Exercise instructions → Pick out every line in the data below that holds "code".

Materials provided →
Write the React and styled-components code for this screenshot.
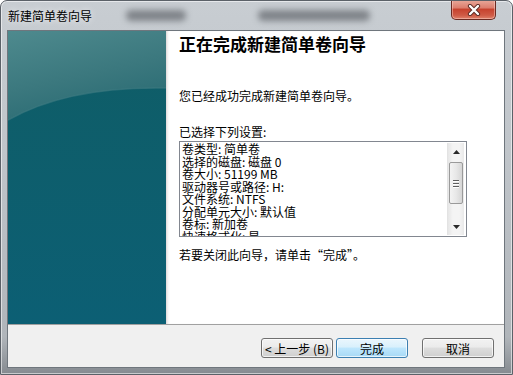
import React from 'react';
import styled, { createGlobalStyle } from 'styled-components';

const GlobalStyle = createGlobalStyle`
    html, body {
        margin: 0;
        padding: 0;
        background: #ffffff;
    }
    body {
        font-family: "Noto Sans CJK SC", "Noto Sans", sans-serif;
    }
`

// window frame
const Window = styled.div`
    position: relative;
    box-sizing: border-box;
    width: 513px;
    height: 375px;
    padding: 0 8px 7px 7px;
    border: 1px solid #5b6168;
    border-radius: 7px 7px 0 0;
    background: linear-gradient(to bottom, #c8cdd2 0%, #c0c5ca 40%, #b0b5ba 90%, #858a90 100%);
    box-shadow: inset 0 0 0 1px rgba(255, 255, 255, 0.55);
    display: flex;
    flex-direction: column;
    overflow: hidden;
`
const TitleBar = styled.div`
    position: relative;
    height: 30px;
    display: flex;
    align-items: center;
    padding-bottom: 1px;
    box-sizing: border-box;
    font-size: 12px;
    color: #000;
`
const TitleText = styled.span`
    position: relative;
    z-index: 1;
    text-shadow: 0 0 6px rgba(255, 255, 255, 0.9);
`
const Smudge = styled.span`
    position: absolute;
    height: 11px;
    border-radius: 5px;
    background: rgba(55, 60, 65, 0.5);
    filter: blur(3px);
`
const CloseBtn = styled.div`
    position: absolute;
    top: -1px;
    right: 8px;
    width: 45px;
    height: 20px;
    box-sizing: border-box;
    border: 1px solid #6b2a22;
    border-top: none;
    border-radius: 0 0 5px 5px;
    background: linear-gradient(to bottom, #e9a99b 0%, #dc7f6f 40%, #c7432f 50%, #cf5a45 80%, #e0816b 100%);
    box-shadow: inset 0 0 0 1px rgba(255, 220, 210, 0.45);
    display: flex;
    align-items: center;
    justify-content: center;
`

// client area
const Client = styled.div`
    flex: 1;
    display: flex;
    flex-direction: column;
    background: #f0f0f0;
    box-shadow: 0 0 0 1px #6f767d;
`
const Body = styled.div`
    height: 293px;
    display: flex;
    background: #ffffff;
`
const Side = styled.div`
    width: 158px;
    flex-shrink: 0;
    line-height: 0;
`
const Content = styled.div`
    flex: 1;
    padding: 3px 0 0 13px;
    box-shadow: inset 3px 0 3px -2px rgba(90, 60, 60, 0.25);
    color: #000;
`
const Heading = styled.h1`
    margin: 0;
    font-size: 17px;
    line-height: 20px;
    font-weight: 700;
`
const Text = styled.p`
    margin: ${p => p.$top || 0}px 0 0 0;
    font-size: 12px;
    line-height: 16px;
`
const ListBox = styled.div`
    margin-top: 1px;
    width: 288px;
    height: 96px;
    box-sizing: border-box;
    border: 1px solid #828790;
    background: #fff;
    display: flex;
    overflow: hidden;
`
const Lines = styled.div`
    flex: 1;
    padding: 1px 2px;
    font-size: 12px;
    line-height: 12.5px;
    white-space: nowrap;
    overflow: hidden;
`
const ScrollBar = styled.div`
    width: 16px;
    margin: 1px 2px 1px 0;
    display: flex;
    flex-direction: column;
    align-items: center;
    background: linear-gradient(to right, #e6e6e6, #f4f4f4 30%, #f4f4f4 70%, #e9e9e9);
    border-left: 1px solid #e3e3e3;
`
const Arrow = styled.div`
    height: 17px;
    width: 100%;
    display: flex;
    align-items: center;
    justify-content: center;
`
const Track = styled.div`
    flex: 1;
    width: 100%;
    padding: 2px 1px 0 1px;
    box-sizing: border-box;
`
const Thumb = styled.div`
    height: 42px;
    box-sizing: border-box;
    border: 1px solid #9a9a9a;
    border-radius: 2px;
    background: linear-gradient(to right, #f3f3f3, #e8e8e8 50%, #d6d6d6);
    display: flex;
    flex-direction: column;
    align-items: center;
    justify-content: center;
    gap: 2px;
`
const Grip = styled.span`
    width: 6px;
    height: 1px;
    background: #5f5f5f;
    box-shadow: 0 1px 0 #ffffff;
`

// buttons
const Footer = styled.div`
    flex: 1;
    border-top: 1px solid #a0a0a0;
    display: flex;
    justify-content: flex-end;
    align-items: flex-start;
    padding: 13px 10px 0 0;
`
const Button = styled.button`
    width: 72px;
    height: 20px;
    margin-left: ${p => p.$gap || 0}px;
    padding: 0;
    box-sizing: border-box;
    border: 1px solid ${p => p.$primary ? '#3c7fb1' : '#707070'};
    border-radius: 3px;
    font-family: "Noto Sans CJK SC", sans-serif;
    font-size: 12px;
    line-height: 17px;
    color: #000;
    background: ${p => p.$primary
        ? 'linear-gradient(to bottom, #eaf6fd 0%, #d9f0fc 45%, #bee6fd 50%, #a7d9f5 100%)'
        : 'linear-gradient(to bottom, #f2f2f2 0%, #ebebeb 45%, #dddddd 50%, #cfcfcf 100%)'};
    box-shadow: inset 0 0 0 1px rgba(255, 255, 255, 0.7);
`

const settings = [
    '卷类型: 简单卷',
    '选择的磁盘: 磁盘 0',
    '卷大小: 51199 MB',
    '驱动器号或路径: H:',
    '文件系统: NTFS',
    '分配单元大小: 默认值',
    '卷标: 新加卷',
    '快速格式化: 是',
];

const SidePicture = () => (
    <svg width="158" height="293" viewBox="0 0 158 293">
        <defs>
            <linearGradient id="low" x1="0" y1="0" x2="0" y2="1">
                <stop offset="0" stopColor="#0f5d66" />
                <stop offset="1" stopColor="#0c5f74" />
            </linearGradient>
            <linearGradient id="high" x1="0" y1="0" x2="0.4" y2="1">
                <stop offset="0" stopColor="#4e8a8e" />
                <stop offset="0.6" stopColor="#3b787e" />
                <stop offset="1" stopColor="#2b6c74" />
            </linearGradient>
        </defs>
        <rect width="158" height="293" fill="url(#low)" />
        <path d="M0,89 Q60,55 158,57 L158,0 L0,0 Z" fill="url(#high)" />
        <path d="M0,89 Q60,55 158,57" fill="none" stroke="#3f7c82" strokeWidth="1.5" opacity="0.6" />
    </svg>
);

const App = () => {
    return (
        <Window>
            <GlobalStyle />
            <TitleBar>
                <Smudge style={{ left: 118, width: 60, top: 9 }} />
                <Smudge style={{ left: 250, width: 112, top: 9 }} />
                <TitleText>新建简单卷向导</TitleText>
                <CloseBtn>
                    <svg width="14" height="12" viewBox="0 0 14 12">
                        <path d="M3,2 L11,10 M11,2 L3,10" stroke="#5a2a24" strokeWidth="4.2" strokeLinecap="round" />
                        <path d="M3,2 L11,10 M11,2 L3,10" stroke="#ffffff" strokeWidth="2.4" strokeLinecap="round" />
                    </svg>
                </CloseBtn>
            </TitleBar>

            <Client>
                <Body>
                    <Side><SidePicture /></Side>
                    <Content>
                        <Heading>正在完成新建简单卷向导</Heading>
                        <Text $top={34}>您已经成功完成新建简单卷向导。</Text>
                        <Text $top={20}>已选择下列设置:</Text>
                        <ListBox>
                            <Lines>
                                {settings.map((s) => <div key={s}>{s}</div>)}
                            </Lines>
                            <ScrollBar>
                                <Arrow>
                                    <svg width="7" height="4" viewBox="0 0 7 4"><path d="M0,4 L3.5,0 L7,4 Z" fill="#2a2a2a" /></svg>
                                </Arrow>
                                <Track>
                                    <Thumb>
                                        <Grip /><Grip /><Grip />
                                    </Thumb>
                                </Track>
                                <Arrow>
                                    <svg width="7" height="4" viewBox="0 0 7 4"><path d="M0,0 L7,0 L3.5,4 Z" fill="#2a2a2a" /></svg>
                                </Arrow>
                            </ScrollBar>
                        </ListBox>
                        <Text $top={10}>若要关闭此向导，请单击“完成”。</Text>
                    </Content>
                </Body>
                <Footer>
                    <Button>&lt; 上一步 (B)</Button>
                    <Button $primary $gap={3}>完成</Button>
                    <Button $gap={14}>取消</Button>
                </Footer>
            </Client>
        </Window>
    );
}

export default App;
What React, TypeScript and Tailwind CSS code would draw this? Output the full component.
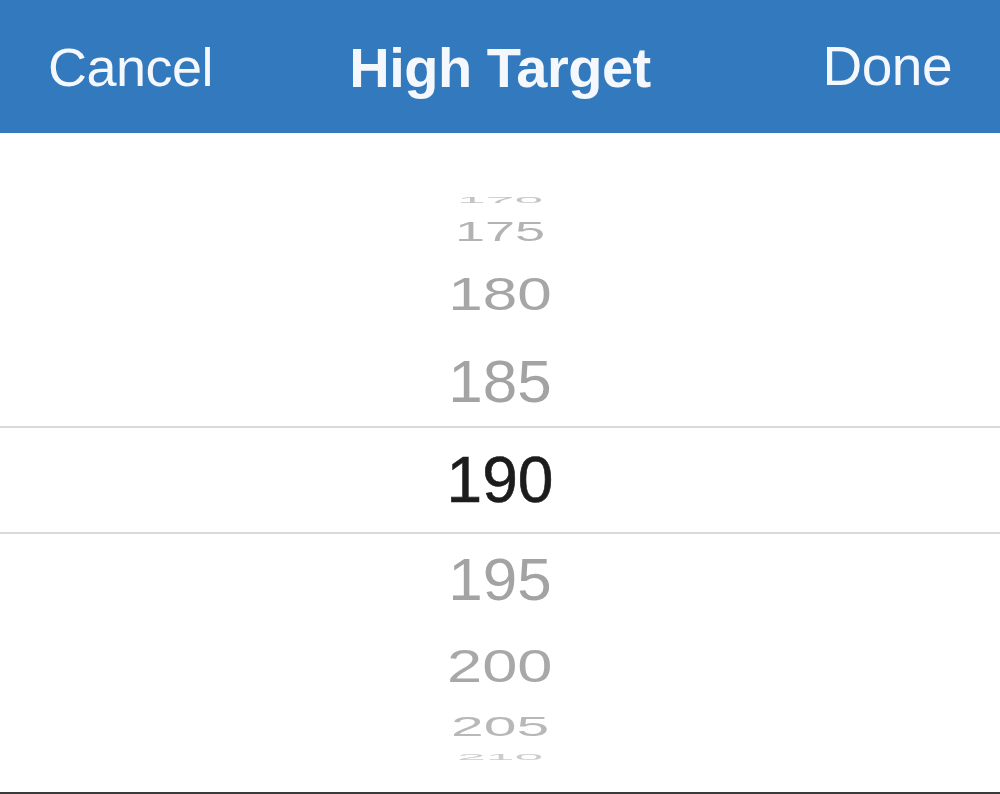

Final result →
Write the React and styled-components code for this screenshot.
What React, TypeScript and Tailwind CSS code would draw this? Output the full component.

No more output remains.